**WHAT IS NEEDED**
Collect from the data below each line with "components".

Start of RAW DATA

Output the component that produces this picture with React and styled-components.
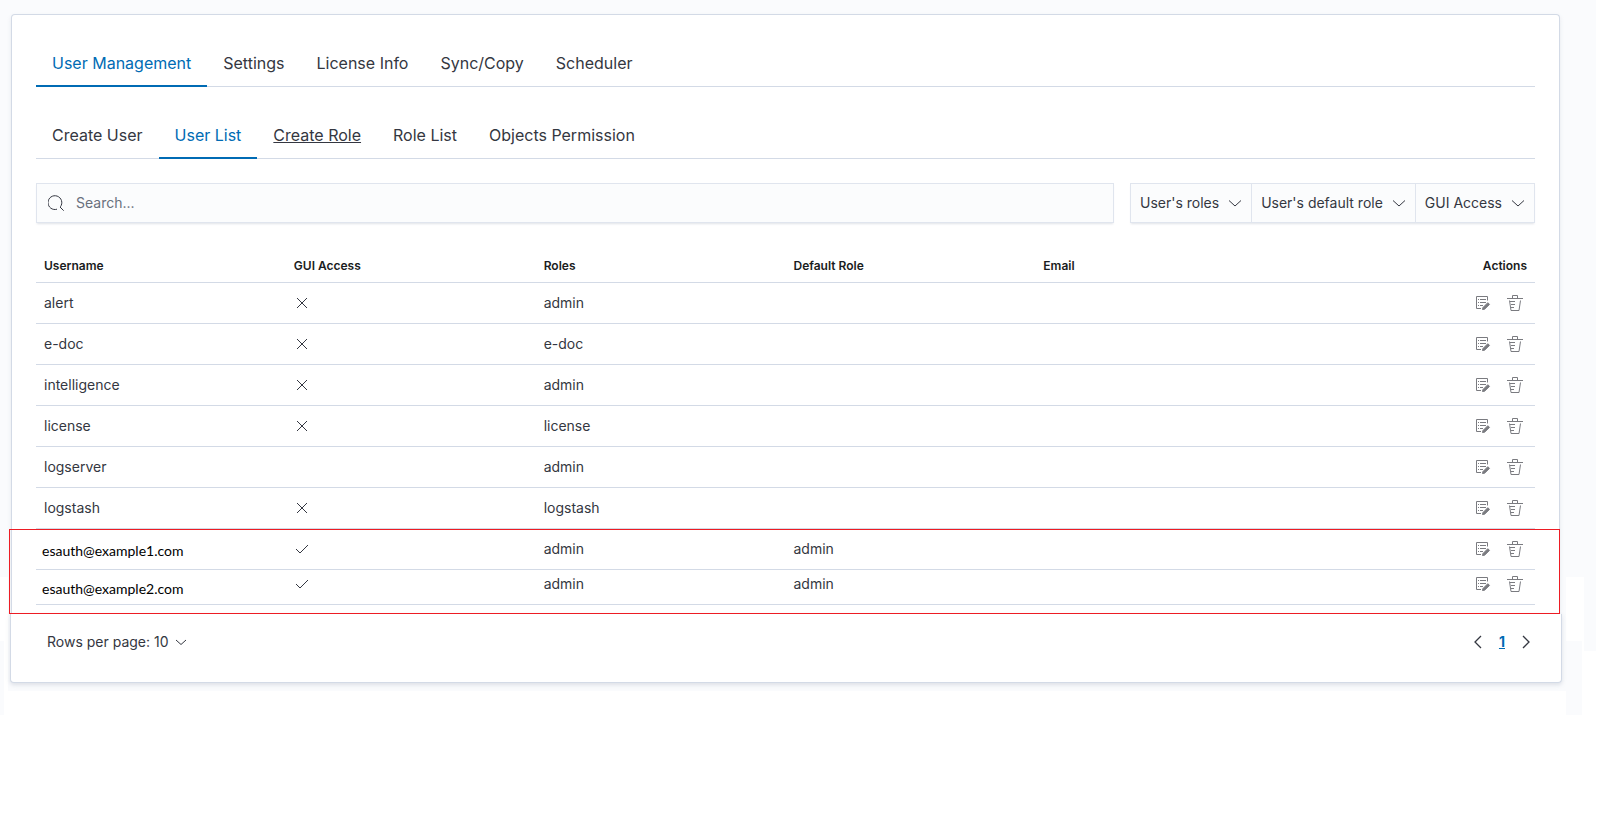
import styled, { createGlobalStyle } from 'styled-components';

const users = [
  { name: 'alert', gui: 'no', role: 'admin' },
  { name: 'e-doc', gui: 'no', role: 'e-doc' },
  { name: 'intelligence', gui: 'no', role: 'admin' },
  { name: 'license', gui: 'no', role: 'license' },
  { name: 'logserver', gui: '', role: 'admin' },
  { name: 'logstash', gui: 'no', role: 'logstash' },
  { name: 'esauth@example1.com', gui: 'yes', role: 'admin', defaultRole: 'admin', external: true },
  { name: 'esauth@example2.com', gui: 'yes', role: 'admin', defaultRole: 'admin', external: true, short: true },
];

const mainTabs = ['User Management', 'Settings', 'License Info', 'Sync/Copy', 'Scheduler'];
const subTabs = ['Create User', 'User List', 'Create Role', 'Role List', 'Objects Permission'];
const filters = ["User's roles", "User's default role", 'GUI Access'];

function SearchIcon() {
  return (
    <Icon viewBox="0 0 16 16">
      <path d="M9 14.2A6.900 6.900 0 1 1 12.400 11.800M12 12l3.700 3.700" />
    </Icon>
  );
}

function Arrow({ d }) {
  return (
    <Icon viewBox="0 0 16 16">
      <path d={d} />
    </Icon>
  );
}

function EditIcon() {
  return (
    <Icon viewBox="0 0 16 16">
      <path d="M6 13.5H1.5v-12h11v4M3 4.500h1M5 4.500h6M3 7.500h1M5 7.500h6M3 10.500h1M5 10.500h3" />
      <path d="M7.500 14.500l.5-2 4.800-4.800 1.700 1.700-4.900 4.800z" fill="currentColor" />
    </Icon>
  );
}

function TrashIcon() {
  return (
    <Icon viewBox="0 0 16 16">
      <path d="M0 3.5h16M5.500 3.500v-3h5v3M2.500 5.500l1.500 10h8l1.500-10M3 6.500h5M4 9.500h4M4 12.500h3" />
    </Icon>
  );
}

function App() {
  return (
    <Page>
      <GlobalStyle />
      <Panel>
        <Tabs>
          {mainTabs.map((tab) => (
            <Tab key={tab} $active={tab === 'User Management'}>{tab}</Tab>
          ))}
        </Tabs>
        <Tabs>
          {subTabs.map((tab) => (
            <Tab key={tab} $active={tab === 'User List'} $underline={tab === 'Create Role'}>{tab}</Tab>
          ))}
        </Tabs>
        <Toolbar>
          <SearchBox>
            <SearchIcon />
            <input type="search" placeholder="Search..." aria-label="Search users" />
          </SearchBox>
          <FilterGroup>
            {filters.map((filter) => (
              <FilterButton key={filter}>
                {filter}
                <Arrow d="M2 5.500l6 5.500 6-5.500" />
              </FilterButton>
            ))}
          </FilterGroup>
        </Toolbar>
        <TableWrap>
          <Table>
            <thead>
              <tr>
                <th>Username</th>
                <th>GUI Access</th>
                <th>Roles</th>
                <th>Default Role</th>
                <th>Email</th>
                <th>Actions</th>
              </tr>
            </thead>
            <tbody>
              {users.map((user) => (
                <Row key={user.name} $short={user.short}>
                  <NameCell $external={user.external}>{user.name}</NameCell>
                  <td>
                    {user.gui === 'no' && <Arrow d="M3 3l10 10M13 3L3 13" />}
                    {user.gui === 'yes' && <Arrow d="M2 8l4 4 8-8" />}
                  </td>
                  <td>{user.role}</td>
                  <td>{user.defaultRole}</td>
                  <td />
                  <td>
                    <Actions>
                      <IconButton aria-label={`Edit ${user.name}`}><EditIcon /></IconButton>
                      <IconButton aria-label={`Delete ${user.name}`}><TrashIcon /></IconButton>
                    </Actions>
                  </td>
                </Row>
              ))}
            </tbody>
          </Table>
          <Highlight />
        </TableWrap>
      </Panel>
      <Footer>
        <RowsButton>
          Rows per page: 10
          <Arrow d="M3 6l5 4.500 5-4.500" />
        </RowsButton>
        <Pagination>
          <IconButton aria-label="Previous page"><Arrow d="M10 2l-6 6 6 6" /></IconButton>
          <a href="#1">1</a>
          <IconButton aria-label="Next page"><Arrow d="M6 2l6 6-6 6" /></IconButton>
        </Pagination>
      </Footer>
    </Page>
  );
}

const GlobalStyle = createGlobalStyle`
  * {
    box-sizing: border-box;
  }
  body {
    margin: 0;
    background: #fff;
    color: #343741;
    font-family: Inter, "Liberation Sans", sans-serif;
    font-size: 14px;
    line-height: 24px;
  }
  button, input {
    font: inherit;
    color: inherit;
    border: none;
    background: none;
    padding: 0;
  }
  button {
    cursor: pointer;
  }
`;

/* pale backdrop, stepped away towards the bottom corners */
const Page = styled.div`
  --tint: linear-gradient(#fafbfd, #fafbfd);
  padding: 14px 46px 32px 10px;
  background:
    var(--tint) 0 0 / calc(100% - 12px) 577px no-repeat,
    var(--tint) right 12px top 577px / 12px 74px no-repeat,
    var(--tint) right 26px bottom 0 / 16px 74px no-repeat,
    var(--tint) right 42px bottom 24px / calc(100% - 50px) 114px no-repeat,
    var(--tint) 0 100% / 4px 74px no-repeat;
`;

const Icon = styled.svg`
  display: block;
  flex: none;
  width: 16px;
  height: 16px;
  fill: none;
  stroke: currentColor;
`;

const Panel = styled.main`
  margin: 0 2px 0 1px;
  padding: 24px 24px 0;
  background: #fff;
  border: 1px solid #d3dae6;
  border-bottom: none;
  border-radius: 4px 4px 0 0;
  box-shadow: 0 2px 4px rgba(152, 162, 179, 0.2);
`;

const Tabs = styled.nav`
  display: flex;
  margin-bottom: 24px;
  box-shadow: inset 0 -1px #d3dae6;
`;

const Tab = styled.button`
  padding: 12px 16px;
  font-size: 16px;
  color: ${(props) => (props.$active ? '#006bb4' : '#343741')};
  box-shadow: ${(props) => (props.$active ? 'inset 0 -2px #006bb4' : 'none')};
  text-decoration: ${(props) => (props.$underline ? 'underline' : 'none')};
`;

const Toolbar = styled.div`
  display: flex;
  gap: 16px;
  margin-bottom: 24px;
`;

const SearchBox = styled.label`
  display: flex;
  flex: 1;
  align-items: center;
  gap: 12px;
  height: 40px;
  padding: 0 11px;
  background: #fbfcfd;
  border: 1px solid #e0e5ee;
  box-shadow: 0 2px 2px -1px rgba(152, 162, 179, 0.3);

  input {
    flex: 1;
    outline: none;
  }
  input::placeholder {
    color: #69707d;
    opacity: 1;
  }
`;

const FilterGroup = styled.div`
  display: flex;
  border: 1px solid #e0e5ee;
  box-shadow: 0 2px 2px -1px rgba(152, 162, 179, 0.3);
`;

const FilterButton = styled.button`
  display: flex;
  align-items: center;
  gap: 8px;
  padding: 0 8px 0 9px;
  background: #fbfcfd;

  & + & {
    border-left: 1px solid #e0e5ee;
  }
`;

const TableWrap = styled.div`
  position: relative;
  padding-bottom: 9px;
`;

const Table = styled.table`
  width: 100%;
  table-layout: fixed;
  border-collapse: separate;
  border-spacing: 0;

  th {
    height: 36px;
    padding: 2px 8px 0;
    font-size: 12px;
    font-weight: 600;
    text-align: left;
    color: #1a1c21;
    border-bottom: 1px solid #d3dae6;
  }
  th:last-child {
    text-align: right;
  }
`;

const Row = styled.tr`
  td {
    height: ${(props) => (props.$short ? '35px' : '41px')};
    padding: ${(props) => (props.$short ? '0 8px 6px' : '0 8px')};
    border-bottom: 1px solid #d3dae6;
  }
`;

const NameCell = styled.td`
  ${(props) => props.$external && `
    && {
      padding: 4px 6px 0;
      color: #000;
      font-family: Lato, "Liberation Sans", sans-serif;
    }
  `}
`;

const Actions = styled.div`
  display: flex;
  justify-content: flex-end;
  gap: 16px;
  padding-right: 4px;
  color: #7a7b80;
`;

const IconButton = styled.button`
  display: block;
`;

/* frame over the two rows that come from the external domains */
const Highlight = styled.div`
  position: absolute;
  bottom: 0;
  left: -27px;
  right: -25px;
  height: 85px;
  border: 1px solid #ed1c24;
`;

const Footer = styled.footer`
  display: flex;
  align-items: center;
  justify-content: space-between;
  height: 69px;
  padding: 0 28px 12px 36px;
  background: #fff;
  border: 1px solid #d3dae6;
  border-top: none;
  border-radius: 0 0 4px 4px;
  box-shadow: 0 2px 4px rgba(152, 162, 179, 0.3);
`;

const RowsButton = styled.button`
  display: flex;
  align-items: center;
  gap: 4px;
`;

const Pagination = styled.nav`
  display: flex;
  align-items: center;
  gap: 12px;

  svg {
    stroke-width: 1.3;
  }
  a {
    color: #006bb4;
    font-weight: 700;
  }
`;

export default App;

End of RAW DATA

**THE ANSWER**
Output the component that produces this picture with React and styled-components.
import styled, { createGlobalStyle } from 'styled-components';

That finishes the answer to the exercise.